The third test relates to the EU’s strategic role more broadly in Asia. In July, Catherine Ashton and Hilary Clinton signed a memorandum paving the way to US-EU coordination on Asian security. The Chinese reception was frosty. The EU must now determine how it will seek to advance such involvement in Asia’s complex geopolitics. It remains unclear what kind of political role the EU is willing or able to play in relation to Asian security. The EU high representative has held three strategic dialogues with China, more effectively than in the past linking together economic and political concerns. But Chinese officials stress that they still seek clarity on the EU’s strategic perspective.
The EU has been mapping its response to the US Asian pivot. It is right to eschew any reorientation that smacks of the out-dated notion of ‘containing China’. This leaves the EU a thin line to tread, working with the US without being fully associated with the strategic premises of the pivot.

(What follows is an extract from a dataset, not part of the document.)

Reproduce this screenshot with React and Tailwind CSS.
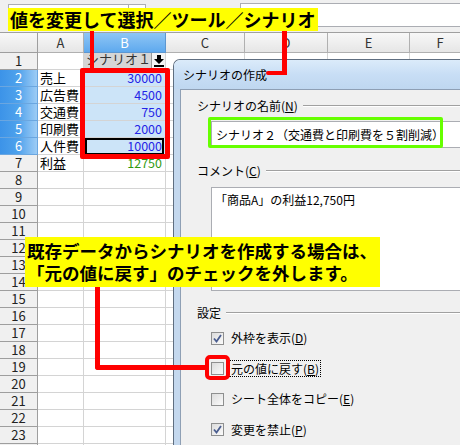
import React from 'react';

const font = { fontFamily: '"Noto Sans CJK JP", "Liberation Sans", sans-serif' };

const rows = [
  { n: 1, a: '', b: '', combo: true },
  { n: 2, a: '売上', b: '30000', sel: true },
  { n: 3, a: '広告費', b: '4500', sel: true },
  { n: 4, a: '交通費', b: '750', sel: true },
  { n: 5, a: '印刷費', b: '2000', sel: true },
  { n: 6, a: '人件費', b: '10000', sel: true, active: true },
  { n: 7, a: '利益', b: '12750', green: true },
];
for (let i = 8; i <= 24; i++) rows.push({ n: i, a: '', b: '' });

const GroupLabel = ({ children }) => (
  <div className="flex h-[16px] items-center gap-[5px]">
    <span className="text-[12px] leading-[16px] whitespace-nowrap">{children}</span>
    <div className="h-[2px] flex-1 border-t border-b border-t-[#a0a0a0] border-b-white" />
  </div>
);

const Checkbox = ({ checked }) => (
  <div className="flex h-[13px] w-[13px] shrink-0 items-center justify-center border border-[#8e8f8f] bg-linear-to-br from-[#dcdcdc] to-[#fbfbfb]">
    {checked && (
      <svg width="9" height="9" viewBox="0 0 9 9">
        <path d="M1 4.5 L3.5 7.5 L8 1" fill="none" stroke="#4a5d8f" strokeWidth="1.8" />
      </svg>
    )}
  </div>
);

const CheckRow = ({ checked, focus, children }) => (
  <div className="flex h-[16px] items-center gap-[5px]">
    <Checkbox checked={checked} />
    <span
      className={
        focus
          ? 'border border-dotted border-black px-[1px] text-[12px] leading-[15px] whitespace-nowrap'
          : 'px-[2px] text-[12px] leading-[16px] whitespace-nowrap'
      }
    >
      {children}
    </span>
  </div>
);

export default function App() {
  return (
    <div className="relative h-[445px] w-[460px] overflow-hidden bg-[#f0f0f0] text-black" style={font}>
      {/* formula bar */}
      <div className="relative h-[32px]">
        <div className="absolute left-[8px] top-[4px] flex h-[26px] w-[138px] border border-[#abadb3] bg-white">
          <div className="flex-1" />
          <div className="w-[17px] border-l border-[#abadb3]" />
        </div>
        <div className="absolute left-[240px] top-[3px] h-[24px] w-[230px] border border-[#abadb3] bg-white" />
      </div>

      {/* column header */}
      <div className="flex h-[21px] border-t border-[#a0a0a0] text-[13px] leading-[20px]">
        <div className="w-[38px] shrink-0 border-r border-b border-[#9e9e9e] bg-linear-to-b from-[#f8f8f8] to-[#e6e6e6]" />
        <div className="w-[46px] shrink-0 border-r border-b border-[#b0b0b0] bg-linear-to-b from-[#f8f8f8] to-[#e6e6e6] text-center text-[#333]">A</div>
        <div className="w-[82px] shrink-0 border-r border-b border-[#5d97d0] bg-linear-to-b from-[#8ec6f5] to-[#5ea9ee] text-center text-white">B</div>
        <div className="w-[79px] shrink-0 border-r border-b border-[#b0b0b0] bg-linear-to-b from-[#f8f8f8] to-[#e6e6e6] text-center text-[#333]">C</div>
        <div className="w-[83px] shrink-0 border-r border-b border-[#b0b0b0] bg-linear-to-b from-[#f8f8f8] to-[#e6e6e6] text-center text-[#333]">D</div>
        <div className="w-[82px] shrink-0 border-r border-b border-[#b0b0b0] bg-linear-to-b from-[#f8f8f8] to-[#e6e6e6] text-center text-[#333]">E</div>
        <div className="w-[60px] shrink-0 border-b border-[#b0b0b0] bg-linear-to-b from-[#f8f8f8] to-[#e6e6e6] text-center text-[#333]">F</div>
      </div>

      {/* grid rows */}
      {rows.map((r) => (
        <div key={r.n} className="flex h-[17px] bg-white text-[13px] leading-[16px]">
          <div
            className={
              r.sel
                ? 'w-[38px] shrink-0 border-r border-b border-[#6aa6e0] bg-linear-to-r from-[#3c93e8] via-[#4ea2ec] to-[#9dccf5] text-center text-white'
                : 'w-[38px] shrink-0 border-r border-b border-[#9e9e9e] bg-[#f0f0f0] text-center text-[#222]'
            }
          >
            {r.n}
          </div>
          <div className="w-[46px] shrink-0 border-r border-b border-[#d4d4d4] pl-[2px] whitespace-nowrap">{r.a}</div>
          <div
            className={
              r.sel
                ? 'relative w-[82px] shrink-0 border-r border-b border-[#d4d4d4] bg-[#cce4f8] pr-[3px] text-right text-[12.5px] text-[#2424e6]'
                : r.green
                ? 'w-[82px] shrink-0 border-r border-b border-[#d4d4d4] pr-[3px] text-right text-[12.5px] text-[#2f9a10]'
                : 'w-[82px] shrink-0 border-r border-b border-[#d4d4d4]'
            }
          >
            {r.combo ? (
              <div className="flex h-[15px] bg-[#d6d6d6]">
                <span className="flex-1 overflow-hidden pl-[2px] text-[13px] leading-[11px] whitespace-nowrap text-[#333]">シナリオ１</span>
                <div className="flex w-[14px] items-center justify-center border-l border-[#999] bg-[#f4f4f4]">
                  <svg width="10" height="12" viewBox="0 0 10 12">
                    <path d="M3 0 H7 V4 H10 L5 9 L0 4 H3 Z" fill="#000" />
                    <rect x="0" y="10" width="10" height="2" fill="#000" />
                  </svg>
                </div>
              </div>
            ) : (
              r.b
            )}
            {r.active && <div className="absolute inset-x-[1px] top-0 bottom-[-1px] border-2 border-black" />}
          </div>
          <div className="w-[79px] shrink-0 border-r border-b border-[#d4d4d4]" />
          <div className="w-[83px] shrink-0 border-r border-b border-[#d4d4d4]" />
          <div className="w-[82px] shrink-0 border-r border-b border-[#d4d4d4]" />
          <div className="w-[60px] shrink-0 border-b border-[#d4d4d4]" />
        </div>
      ))}

      {/* dialog window */}
      <div className="absolute left-[173px] top-[59px] flex h-[400px] w-[300px] flex-col overflow-hidden rounded-tl-[7px] border-l border-t border-[#5f6e80]" style={font}>
        <div className="flex h-[29px] shrink-0 items-center bg-linear-to-b from-[#dbebfa] via-[#c8def5] to-[#bfd7f0] pl-[9px] text-[12px] text-black">
          シナリオの作成
        </div>
        <div className="flex flex-1">
          <div className="w-[6px] shrink-0 bg-[#c4d8ee]" />
          <div className="flex flex-1 flex-col border-l border-t border-[#8e9fb4] bg-[#f0f0f0] pl-[16px] pt-[8px]">
            <GroupLabel>
              シナリオの名前(<span className="underline">N</span>)
            </GroupLabel>
            <div className="ml-[14px] mt-[7px] flex h-[27px] items-center border border-[#abadb3] bg-white pl-[4px] text-[12px] whitespace-nowrap">
              シナリオ２（交通費と印刷費を５割削減）
            </div>
            <div className="mt-[15px]">
              <GroupLabel>
                コメント(<span className="underline">C</span>)
              </GroupLabel>
            </div>
            <div className="ml-[14px] mt-[8px] h-[104px] border border-[#abadb3] bg-white pl-[3px] pt-[4px] text-[12px] leading-[16px]">
              「商品A」の利益12,750円
            </div>
            <div className="mt-[14px]">
              <GroupLabel>設定</GroupLabel>
            </div>
            <div className="ml-[14px] mt-[9px] flex flex-col gap-[14.5px]">
              <CheckRow checked>
                外枠を表示(<span className="underline">D</span>)
              </CheckRow>
              <CheckRow focus>
                元の値に戻す(<span className="underline">B</span>)
              </CheckRow>
              <CheckRow>
                シート全体をコピー(<span className="underline">E</span>)
              </CheckRow>
              <CheckRow checked>
                変更を禁止(<span className="underline">P</span>)
              </CheckRow>
            </div>
          </div>
        </div>
      </div>

      {/* annotations */}
      <div className="absolute left-[90px] top-[30px] h-[42px] w-[4px] bg-[#ff0000]" />
      <div className="absolute left-[80px] top-[68px] h-[91px] w-[90px] rounded-[2px] border-[5px] border-[#ff0000]" />
      <div className="absolute left-[282px] top-[30px] h-[45px] w-[5px] bg-[#ff0000]" />
      <div className="absolute left-[266px] top-[71px] h-[4px] w-[21px] rounded-l-[2px] bg-[#ff0000]" />

      <div className="absolute left-[208px] top-[117px] h-[31px] w-[235px] rounded-[2px] border-[3px] border-[#66ff00]" />

      <div className="absolute left-[95px] top-[286px] h-[84px] w-[5px] rounded-bl-[3px] bg-[#ff0000]" />
      <div className="absolute left-[95px] top-[365px] h-[5px] w-[112px] rounded-bl-[3px] bg-[#ff0000]" />
      <div className="absolute left-[205px] top-[355px] h-[25px] w-[25px] rounded-[5px] border-[4px] border-[#ff0000]" />

      <div className="absolute left-[8px] top-[8px] h-[23px] w-[310px] bg-[#ffff00] pl-[2px] text-[18px] font-bold leading-[23px] whitespace-nowrap">
        値を変更して選択／ツール／シナリオ
      </div>
      <div className="absolute left-[25px] top-[237px] h-[50px] w-[355px] bg-[#ffff00] pl-[2px] pt-[3px] text-[17.5px] font-bold leading-[22px] whitespace-nowrap">
        <div>既存データからシナリオを作成する場合は、</div>
        <div>「元の値に戻す」のチェックを外します。</div>
      </div>
    </div>
  );
}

Some very subtle and deft geo-strategy will be required to strike the right balance. The EU must not kowtow to China and shirk the genuine concerns of other states in the region, but nor should it introduce unnecessarily conflictual dynamics into the relationship with Beijing.
Clearly, the EU must not oversell its political potential in Asia. Many sceptical analysts have rubbished European governments’ pretensions to a security presence. But abnegating entirely on a second order, soft security role would hardly represent a sensible calculation of long-term interests. Deeper engagement is urgently required with China on the sustainability agenda, global governance and the architecture of international decision making. As the EU prepares for an epoch-turning summit with China’s outgoing leaders, the three tests of long-term planning on security, political reform and trade rules are still to be met.